Ruxolitinib reverses dysregulated T helper cell responses and controls autoimmunity caused by a novel signal transducer and activator of transcription 1 (STAT1) gain-of-function mutation.

BACKGROUND: Gain-of-function (GOF) mutations in the human signal transducer and activator of transcription 1 (STAT1) manifest in immunodeficiency and autoimmunity with impaired T(H)17 cell differentiation and exaggerated responsiveness to type I and II interferons. Allogeneic bone marrow transplantation has been attempted in severely affected patients, but outcomes have been poor. OBJECTIVE: We sought to define the effect of increased STAT1 activity on T helper cell polarization and to investigate the therapeutic potential of ruxolitinib in treating autoimmunity secondary to STAT1 GOF mutations. METHODS: We used in vitro polarization assays, as well as phenotypic and functional analysis of STAT1-mutated patient cells. RESULTS: We report a child with a novel mutation in the linker domain of STAT1 who had life-threatening autoimmune cytopenias and chronic mucocutaneous candidiasis. Naive lymphocytes from the affected patient displayed increased T(H)1 and follicular T helper cell and suppressed T(H)17 cell responses. The mutation augmented cytokine-induced STAT1 phosphorylation without affecting dephosphorylation kinetics.

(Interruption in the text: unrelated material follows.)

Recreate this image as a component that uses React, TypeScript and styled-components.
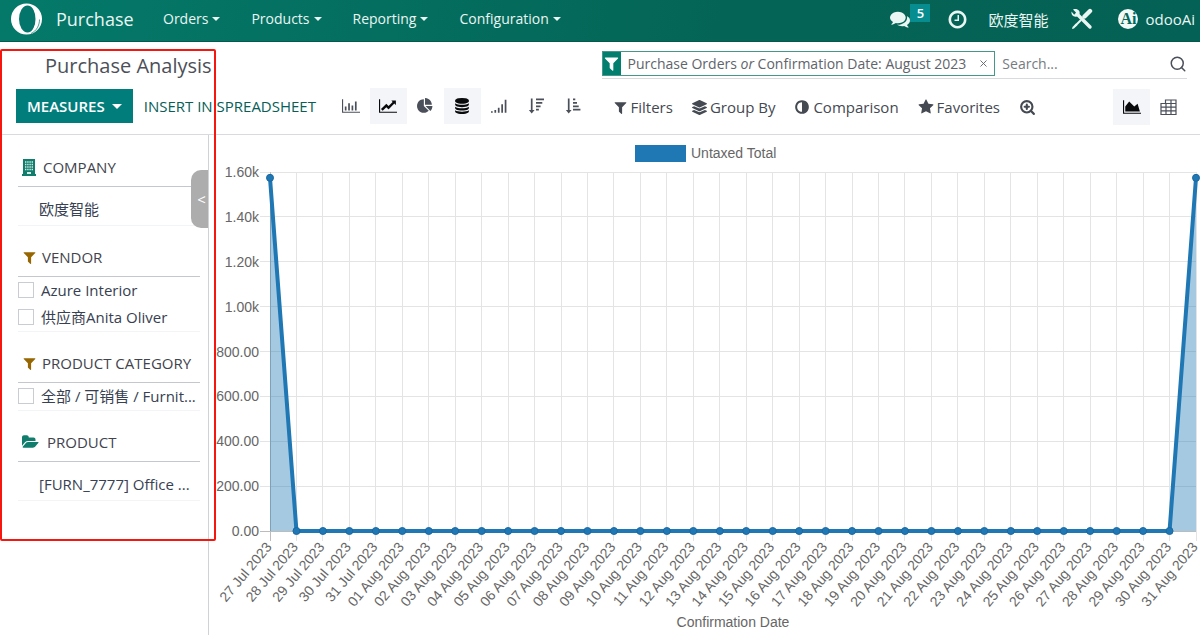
import React, { useLayoutEffect, useRef, useState } from "react";
import styled, { createGlobalStyle, css } from "styled-components";
import { FaLayerGroup } from "react-icons/fa";
import { Search, X, ZoomIn } from "lucide-react";

const GlobalStyle = createGlobalStyle`
  *, *::before, *::after { box-sizing: border-box; }
  body { margin: 0; background: #fff; color: #374151; font-family: "Open Sans", "Noto Sans CJK SC", sans-serif; font-size: 15px; }
  button, input { font: inherit; color: inherit; }
  button { border: 0; background: none; padding: 0; cursor: pointer; }
  svg { display: block; flex: none; }
`;

const FA = {
  filter: "M1595 295q17 41-14 70l-493 493v742q0 42-39 59-13 5-25 5-27 0-45-19l-256-256q-19-19-19-45v-486l-493-493q-31-29-14-70 17-39 59-39h1280q42 0 59 39z",
  database: "M896 768q237 0 443-43t325-127v170q0 69-103 128t-280 93.5-385 34.5-385-34.5-280-93.5-103-128v-170q119 84 325 127t443 43zm0 768q237 0 443-43t325-127v170q0 69-103 128t-280 93.5-385 34.5-385-34.5-280-93.5-103-128v-170q119 84 325 127t443 43zm0-384q237 0 443-43t325-127v170q0 69-103 128t-280 93.5-385 34.5-385-34.5-280-93.5-103-128v-170q119 84 325 127t443 43zm0-1152q208 0 385 34.5t280 93.5 103 128v128q0 69-103 128t-280 93.5-385 34.5-385-34.5-280-93.5-103-128v-128q0-69 103-128t280-93.5 385-34.5z",
  line: "M2048 1536v128h-2048v-1536h128v1408h1920zm-128-1248v435q0 21-19.5 29.5t-35.5-7.5l-121-121-633 633q-10 10-23 10t-23-10l-233-233-416 416-192-192 585-585q10-10 23-10t23 10l233 233 464-464-121-121q-16-16-7.5-35.5t29.5-19.5h435q14 0 23 9t9 23z",
  bar: "M512 960v448h-192v-448h192zm384-384v832h-192v-832h192zm1152 960v128h-2048v-1536h128v1408h1920zm-768-704v576h-192v-576h192zm384-448v1024h-192v-1024h192z",
  area: "M2048 1536v128h-2048v-1536h128v1408h1920zm-384-1024l256 896h-1664v-576l448-576 576 576z",
  pie: "M768 890l546 546q-106 108-247.5 168t-298.5 60q-209 0-385.5-103t-279.5-279.5-103-385.5 103-385.5 279.5-279.5 385.5-103v762zm187 6h773q0 157-60 298.5t-168 247.5zm709-128h-768v-768q209 0 385.5 103t279.5 279.5 103 385.5z",
  signal: "M0 1472h192v192h-192zM384 1344h192v320h-192zM768 1088h192v576h-192zM1152 704h192v960h-192zM1536 192h192v1472h-192z",
  sortDesc: "M320 64h192v1280h224l-320 384-320-384h224zM896 64h896v192h-896zM896 448h704v192h-704zM896 832h512v192h-512zM896 1216h320v192h-320z",
  sortAsc: "M320 64h192v1280h224l-320 384-320-384h224zM896 64h256v192h-256zM896 448h448v192h-448zM896 832h640v192h-640zM896 1216h832v192h-832z",
  comments: "M1408 768q0 139-94 257t-256.5 186.5-353.5 68.5q-86 0-176-16-124 88-278 128-36 9-86 16h-3q-11 0-20.5-8t-11.5-21q-1-3-1-6.5t.5-6.5 2-6l2.5-5 3.5-5.5 4-5 4.5-5 4-4.5q5-6 23-25t26-29.5 22.5-29 25-38.5 20.5-44q-124-72-195-177t-71-224q0-139 94-257t256.5-186.5 353.5-68.5 353.5 68.5 256.5 186.5 94 257zm384 256q0 120-71 224.5t-195 176.5q10 24 20.5 44t25 38.5 22.5 29 26 29.5 23 25q1 1 4 4.5t4.5 5 4 5 3.5 5.5l2.5 5 2 6 .5 6.5-1 6.5q-3 14-13 22t-22 7q-50-7-86-16-154-40-278-128-90 16-176 16-271 0-472-132 58 4 88 4 161 0 309-45t264-129q125-92 192-212t67-254q0-77-23-152 129 71 204 178t75 230z",
  clock: "M1024 544v448q0 14-9 23t-23 9h-320q-14 0-23-9t-9-23v-64q0-14 9-23t23-9h224v-352q0-14 9-23t23-9h64q14 0 23 9t9 23zm416 352q0-148-73-273t-198-198-273-73-273 73-198 198-73 273 73 273 198 198 273 73 273-73 198-198 73-273zm224 0q0 209-103 385.5t-279.5 279.5-385.5 103-385.5-103-279.5-279.5-103-385.5 103-385.5 279.5-279.5 385.5-103 385.5 103 279.5 279.5 103 385.5z",
  star: "M1728 647q0 22-26 48l-363 354 86 500q1 7 1 20 0 21-10.5 35.5t-30.5 14.5q-19 0-40-12l-449-236-449 236q-22 12-40 12-21 0-31.5-14.5t-10.5-35.5q0-6 2-20l86-500-364-354q-25-27-25-48 0-37 56-46l502-73 225-455q19-41 49-41t49 41l225 455 502 73q56 9 56 46z",
  adjust: "M896 1440v-1088q-148 0-273 73t-198 198-73 273 73 273 198 198 273 73zm768-544q0 209-103 385.5t-279.5 279.5-385.5 103-385.5-103-279.5-279.5-103-385.5 103-385.5 279.5-279.5 385.5-103 385.5 103 279.5 279.5 103 385.5z",
  folder: "M1879 952q0 31-31 66l-336 396q-43 51-120.5 86.5t-143.5 35.5h-1088q-34 0-60.5-13t-26.5-43q0-31 31-66l336-396q43-51 120.5-86.5t143.5-35.5h1088q34 0 60.5 13t26.5 43zm-343-344v160h-832q-94 0-197 47.5t-164 119.5l-337 396-5 6q0-4-.5-12.5t-.5-12.5v-960q0-92 66-158t158-66h320q92 0 158 66t66 158v32h544q92 0 158 66t66 158z",
};

function Icon({ name, size = 16, color = "currentColor" }: { name: keyof typeof FA; size?: number; color?: string }) {
  const wide = ["line", "bar", "area", "folder"].includes(name);
  return (
    <svg width={wide ? Math.round((size * 8) / 7) : size} height={size} viewBox={`0 0 ${wide ? 2048 : 1792} 1792`} fill={color} aria-hidden="true">
      <path d={FA[name]} />
    </svg>
  );
}

const Page = styled.div`
  position: relative;
  min-height: 100vh;
  display: flex;
  flex-direction: column;
  overflow: hidden;
`;

const NavBar = styled.header`
  display: flex;
  align-items: center;
  height: 42px;
  padding: 0 5px 3px 10px;
  color: #eaf6f3;
  background: linear-gradient(100deg, #04796a, #046556 60%, #046155);
  border-bottom: 1px solid #04594d;
  white-space: nowrap;
`;

const Brand = styled.a`
  display: flex;
  align-items: center;
  gap: 13px;
  width: 148px;
  color: inherit;
  text-decoration: none;
  font-size: 18px;
`;

const Menu = styled.nav`
  display: flex;
  gap: 21px;
  flex: 1;
  font-size: 14px;
`;

const MenuButton = styled.button`
  display: flex;
  align-items: center;
  gap: 4px;
  padding: 0 5px;
  line-height: 32px;
`;

const Caret = styled.span<{ $size?: number }>`
  border: ${(p) => p.$size ?? 4}px solid transparent;
  border-top-color: currentColor;
  border-bottom: 0;
`;

const SysTray = styled.div`
  display: flex;
  align-items: center;
  color: #eaf6f3;
`;

const TrayButton = styled.button<{ $gap: number }>`
  display: flex;
  align-items: center;
  gap: 7px;
  margin-left: ${(p) => p.$gap}px;
`;

const Messages = styled.button`
  display: flex;
  align-items: center;
`;

const Count = styled.span`
  align-self: flex-start;
  width: 20px;
  margin-top: -5px;
  color: #fff;
  background: #078c8f;
  font-size: 13px;
  font-weight: 600;
  line-height: 18px;
  text-align: center;
`;

const ControlPanel = styled.section`
  display: flex;
  justify-content: space-between;
  height: 93px;
  padding: 8px 13px 8px 16px;
  border-bottom: 1px solid #d8dadd;
`;

const PanelSide = styled.div<{ $wide?: boolean }>`
  display: flex;
  flex-direction: column;
  ${(p) => p.$wide && css`
    width: 50%;
    padding-top: 1px;
  `}
`;

const Title = styled.h1`
  margin: 0 0 6px;
  padding-left: 29px;
  color: #4c5058;
  font-size: 20px;
  font-weight: 400;
  line-height: 32px;
`;

const Tools = styled.div`
  display: flex;
  align-items: center;
`;

const Measures = styled.button`
  display: flex;
  align-items: center;
  gap: 7px;
  height: 34px;
  padding: 0 11px;
  color: #fff;
  background: #017e7c;
  font-weight: 600;
`;

const Spreadsheet = styled.button`
  width: 200px;
  padding-left: 11px;
  color: #066058;
  font-weight: 500;
  text-align: left;
  white-space: nowrap;
`;

const ToolButton = styled.button<{ $active?: boolean }>`
  display: grid;
  place-items: center;
  width: 37px;
  height: 36px;
  color: ${(p) => (p.$active ? "#090a0c" : "#4a4f59")};
  background: ${(p) => (p.$active ? "#f4f5f9" : "transparent")};
`;

const SearchBar = styled.div`
  display: flex;
  align-items: center;
  height: 28px;
  padding-bottom: 2px;
  border-bottom: 1px solid #d8dadd;
  color: #60646b;
  font-size: 14px;
`;

const Facet = styled.div`
  display: flex;
  align-items: center;
  height: 25px;
  padding-right: 5px;
  border: 1px solid #45978c;
  white-space: nowrap;
`;

const FacetIcon = styled.span`
  display: grid;
  place-items: center;
  align-self: stretch;
  width: 18px;
  margin-right: 7px;
  color: #fff;
  background: #017e6d;
`;

const FacetRemove = styled.button`
  margin-left: 12px;
`;

const SearchInput = styled.input`
  flex: 1;
  min-width: 0;
  padding: 0 7px;
  border: 0;
  outline: 0;
  background: none;
  &::placeholder { color: #777b81; }
`;

const SearchTools = styled.div`
  display: flex;
  align-items: center;
  gap: 19px;
  margin-top: 10px;
  padding-left: 11px;
`;

const SearchOption = styled.button`
  display: flex;
  align-items: center;
  gap: 3px;
  color: #444952;
  font-weight: 500;
  white-space: nowrap;
`;

const Views = styled.div`
  display: flex;
  margin-left: auto;
`;

const Content = styled.main`
  display: flex;
  flex: 1;
`;

const Sidebar = styled.aside`
  position: relative;
  flex: none;
  width: 209px;
  padding: 17px 8px 0 18px;
  border-right: 1px solid #cfd2d6;
`;

const Group = styled.section`
  margin-bottom: 16px;
`;

const GroupTitle = styled.h2<{ $gap: number }>`
  display: flex;
  align-items: center;
  gap: ${(p) => p.$gap}px;
  height: 35px;
  margin: 0;
  padding: 0 0 4px 4px;
  border-bottom: 1px solid #c4c7cb;
  color: #3f444d;
  font-size: 15px;
  font-weight: 500;
  white-space: nowrap;
`;

const GroupBody = styled.div`
  border-bottom: 1px solid #f3f4f5;
`;

const GroupItem = styled.button`
  display: block;
  width: 100%;
  padding: 7px 0 1px 21px;
  line-height: 30px;
  text-align: left;
  white-space: nowrap;
`;

const CheckRow = styled.label`
  display: flex;
  align-items: center;
  gap: 7px;
  height: 27px;
  padding-bottom: 2px;
  white-space: nowrap;
`;

const Check = styled.input`
  appearance: none;
  flex: none;
  width: 16px;
  height: 16px;
  margin: 0;
  border: 1px solid #c9ccd0;
  background: #fff;
`;

const Collapse = styled.button`
  position: absolute;
  top: 35px;
  right: 0;
  width: 17px;
  height: 58px;
  padding-left: 4px;
  border-radius: 10px 0 0 10px;
  color: #fff;
  background: #adadad;
`;

const Highlight = styled.div`
  position: absolute;
  top: 49px;
  left: 0;
  width: 216px;
  height: 492px;
  border: 2px solid #f5170f;
  border-radius: 2px;
  pointer-events: none;
`;

const ChartArea = styled.div`
  flex: 1;
  min-width: 0;
  font-family: "Liberation Sans", Arial, sans-serif;
  font-size: 14px;
`;

const pad = (n: number) => String(n).padStart(2, "0");
const days = [
  ...[27, 28, 29, 30, 31].map((d) => `${d} Jul 2023`),
  ...Array.from({ length: 31 }, (_, i) => `${pad(i + 1)} Aug 2023`),
];
const totals = days.map((_, i) => (i === 0 || i === days.length - 1 ? 1574 : 0));
const ticks = [1600, 1400, 1200, 1000, 800, 600, 400, 200, 0];
const tickLabel = (v: number) => (v >= 1000 ? `${(v / 1000).toFixed(2)}k` : v.toFixed(2));

function Chart() {
  const box = useRef<HTMLDivElement>(null);
  const [width, setWidth] = useState(991);
  useLayoutEffect(() => {
    const node = box.current!;
    const update = () => setWidth(node.clientWidth);
    update();
    const observer = new ResizeObserver(update);
    observer.observe(node);
    return () => observer.disconnect();
  }, []);

  const left = 61;
  const right = width - 4;
  const top = 37;
  const bottom = 396;
  const x = (i: number) => left + (i * (right - left)) / (days.length - 1);
  const y = (v: number) => bottom - (v * (bottom - top)) / 1600;
  const crisp = (n: number) => Math.floor(n) + 0.5;
  const points = totals.map((v, i) => `${x(i)},${y(v)}`).join(" ");
  const middle = (left + right) / 2;

  return (
    <ChartArea ref={box}>
      <svg width={width} height={500} role="img" aria-label="Untaxed Total by Confirmation Date">
        <rect x={middle - 98} y={10} width={51} height={17} fill="#1f77b4" />
        <text x={middle - 42} y={23} fill="#666">Untaxed Total</text>
        {ticks.map((v) => (
          <g key={v}>
            <line x1={left - 10} x2={right} y1={crisp(y(v))} y2={crisp(y(v))} stroke={v ? "#e4e4e4" : "#bcbcbc"} />
            <text x={left - 11} y={y(v) + 5} fill="#666" textAnchor="end">{tickLabel(v)}</text>
          </g>
        ))}
        {days.map((day, i) => (
          <g key={day}>
            <line x1={crisp(x(i))} x2={crisp(x(i))} y1={top} y2={bottom + 10} stroke={i ? "#e4e4e4" : "#bcbcbc"} />
            <text transform={`translate(${x(i)} ${bottom + 13}) rotate(-50)`} x={-1} y={4} fill="#666" textAnchor="end">{day}</text>
          </g>
        ))}
        <polygon points={`${left},${bottom} ${points} ${right},${bottom}`} fill="#1f77b4" fillOpacity={0.4} />
        <polyline points={points} fill="none" stroke="#1f77b4" strokeWidth={4} strokeLinejoin="round" />
        {totals.map((v, i) => (
          <circle key={i} cx={x(i)} cy={y(v)} r={3.5} fill="#1f77b4" stroke="#1a68a0" />
        ))}
        <text x={middle} y={492} fill="#666" textAnchor="middle">Confirmation Date</text>
      </svg>
    </ChartArea>
  );
}

function BuildingIcon() {
  return (
    <svg width="14" height="17" viewBox="0 0 14 17" aria-hidden="true">
      <path d="M1 0h12v15h1v2H0v-2h1z" fill="#117e6d" />
      <path d="M3 3h8M3 5.5h8M3 8h8M3 10.5h8" stroke="#d3ebe7" strokeWidth="1.3" strokeDasharray="1.4 .8" />
      <path d="M5 13h4v2H5z" fill="#d3ebe7" />
    </svg>
  );
}

function PivotIcon() {
  return (
    <svg width="17" height="17" viewBox="0 0 17 17" fill="none" stroke="#4a4f59" strokeWidth="1.2" aria-hidden="true">
      <path d="M5.500 4.500V1h10.500v14.500h-15v-11h15M1 8.200h15M1 11.800h15M6 4.500v11M11 1v14.500" />
    </svg>
  );
}

function CrossedTools() {
  return (
    <svg width="22" height="22" viewBox="0 0 22 22" fill="none" stroke="currentColor" aria-hidden="true">
      <path d="M6 6l13 13" strokeWidth="3.4" strokeLinecap="round" />
      <path d="M2 1.500l3 3-.5 1.500-1.500.5-2.500-3C0 7 2.500 9.500 6 8.500L8.500 6C9.500 3 6.500 0 2 1.500z" fill="currentColor" stroke="none" />
      <path d="M13.500 8.500l5.500-5.500" strokeWidth="4.4" strokeLinecap="round" />
      <path d="M10 12l-6 6" strokeWidth="2" />
      <path d="M5 15.500l1.500 1.500-3.500 3.500-2 .5.5-2z" fill="currentColor" stroke="none" />
    </svg>
  );
}

function BrandMark() {
  return (
    <svg width="33" height="32" viewBox="0 0 33 32" aria-hidden="true">
      <circle cx="16.500" cy="16" r="15.500" fill="#fff" />
      <ellipse cx="17.500" cy="16" rx="8.500" ry="13.500" fill="#04756a" />
      <path d="M21 2.500c5 3 7 8 7 13.500s-2.500 11-8 14c4-4 5.500-8.500 5.500-14S24 6.500 21 2.500z" fill="#fff" />
      <path d="M21 30.500c5.500-2.500 8.500-8 8.500-14" fill="none" stroke="#04756a" strokeWidth=".7" />
    </svg>
  );
}

const Avatar = styled.span`
  display: grid;
  place-items: center;
  width: 20px;
  height: 20px;
  border-radius: 50%;
  color: #04695b;
  background: #f2faf8;
  font-family: "Liberation Serif", serif;
  font-size: 16px;
  font-weight: 700;
  line-height: 20px;
`;

const graphTools: { name: keyof typeof FA; label: string; active?: boolean }[] = [
  { name: "bar", label: "Bar Chart" },
  { name: "line", label: "Line Chart", active: true },
  { name: "pie", label: "Pie Chart" },
  { name: "database", label: "Stacked", active: true },
  { name: "signal", label: "Cumulative" },
  { name: "sortDesc", label: "Descending" },
  { name: "sortAsc", label: "Ascending" },
];

export default function App() {
  return (
    <Page>
      <GlobalStyle />
      <NavBar>
        <Brand href="#">
          <BrandMark />
          Purchase
        </Brand>
        <Menu>
          {["Orders", "Products", "Reporting", "Configuration"].map((item) => (
            <MenuButton key={item}>{item}<Caret /></MenuButton>
          ))}
        </Menu>
        <SysTray>
          <Messages aria-label="Messages"><Icon name="comments" size={20} /><Count>5</Count></Messages>
          <TrayButton $gap={17} aria-label="Activities"><Icon name="clock" size={21} /></TrayButton>
          <TrayButton $gap={20}>欧度智能</TrayButton>
          <TrayButton $gap={23} aria-label="Developer tools"><CrossedTools /></TrayButton>
          <TrayButton $gap={25}><Avatar>Ai</Avatar>odooAi</TrayButton>
        </SysTray>
      </NavBar>
      <ControlPanel>
        <PanelSide>
          <Title>Purchase Analysis</Title>
          <Tools>
            <Measures>MEASURES <Caret $size={5} /></Measures>
            <Spreadsheet>INSERT IN SPREADSHEET</Spreadsheet>
            {graphTools.map((t) => (
              <ToolButton key={t.name} $active={t.active} aria-label={t.label}><Icon name={t.name} size={16} /></ToolButton>
            ))}
          </Tools>
        </PanelSide>
        <PanelSide $wide>
          <SearchBar>
            <Facet>
              <FacetIcon><Icon name="filter" size={17} /></FacetIcon>
              <span>Purchase Orders <em>or</em> Confirmation Date: August 2023</span>
              <FacetRemove aria-label="Remove"><X size={11} /></FacetRemove>
            </Facet>
            <SearchInput aria-label="Search" placeholder="Search..." />
            <Search size={18} color="#4a4f59" />
          </SearchBar>
          <SearchTools>
            <SearchOption><Icon name="filter" size={15} />Filters</SearchOption>
            <SearchOption><FaLayerGroup size={15} />Group By</SearchOption>
            <SearchOption><Icon name="adjust" size={16} />Comparison</SearchOption>
            <SearchOption><Icon name="star" size={16} />Favorites</SearchOption>
            <SearchOption aria-label="Zoom"><ZoomIn size={17} strokeWidth={3} /></SearchOption>
            <Views>
              <ToolButton $active aria-label="Graph"><Icon name="area" size={16} /></ToolButton>
              <ToolButton aria-label="Pivot"><PivotIcon /></ToolButton>
            </Views>
          </SearchTools>
        </PanelSide>
      </ControlPanel>
      <Content>
        <Sidebar>
          <Group>
            <GroupTitle $gap={7}><BuildingIcon />COMPANY</GroupTitle>
            <GroupBody><GroupItem>欧度智能</GroupItem></GroupBody>
          </Group>
          <Group>
            <GroupTitle $gap={5}><Icon name="filter" size={15} color="#966600" />VENDOR</GroupTitle>
            <GroupBody>
              <CheckRow><Check type="checkbox" />Azure Interior</CheckRow>
              <CheckRow><Check type="checkbox" />供应商Anita Oliver</CheckRow>
            </GroupBody>
          </Group>
          <Group>
            <GroupTitle $gap={5}><Icon name="filter" size={15} color="#966600" />PRODUCT CATEGORY</GroupTitle>
            <GroupBody>
              <CheckRow><Check type="checkbox" />全部 / 可销售 / Furnit...</CheckRow>
            </GroupBody>
          </Group>
          <Group>
            <GroupTitle $gap={7}><Icon name="folder" size={16} color="#117e6d" />PRODUCT</GroupTitle>
            <GroupBody><GroupItem>[FURN_7777] Office ...</GroupItem></GroupBody>
          </Group>
          <Collapse aria-label="Collapse sidebar">&lt;</Collapse>
        </Sidebar>
        <Chart />
      </Content>
      <Highlight />
    </Page>
  );
}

Treatment with the Janus kinase 1/2 inhibitor ruxolitinib reduced hyperresponsiveness to type I and II interferons, normalized T(H)1 and follicular T helper cell responses, improved T(H)17 differentiation, cured mucocutaneous candidiasis, and maintained remission of immune-mediated cytopenias. CONCLUSIONS: Autoimmunity and infection caused by STAT1 GOF mutations are the result of dysregulated T helper cell responses. Janus kinase inhibitor therapy could represent an effective targeted treatment for long-term disease control in severely affected patients for whom hematopoietic stem cell transplantation is not available.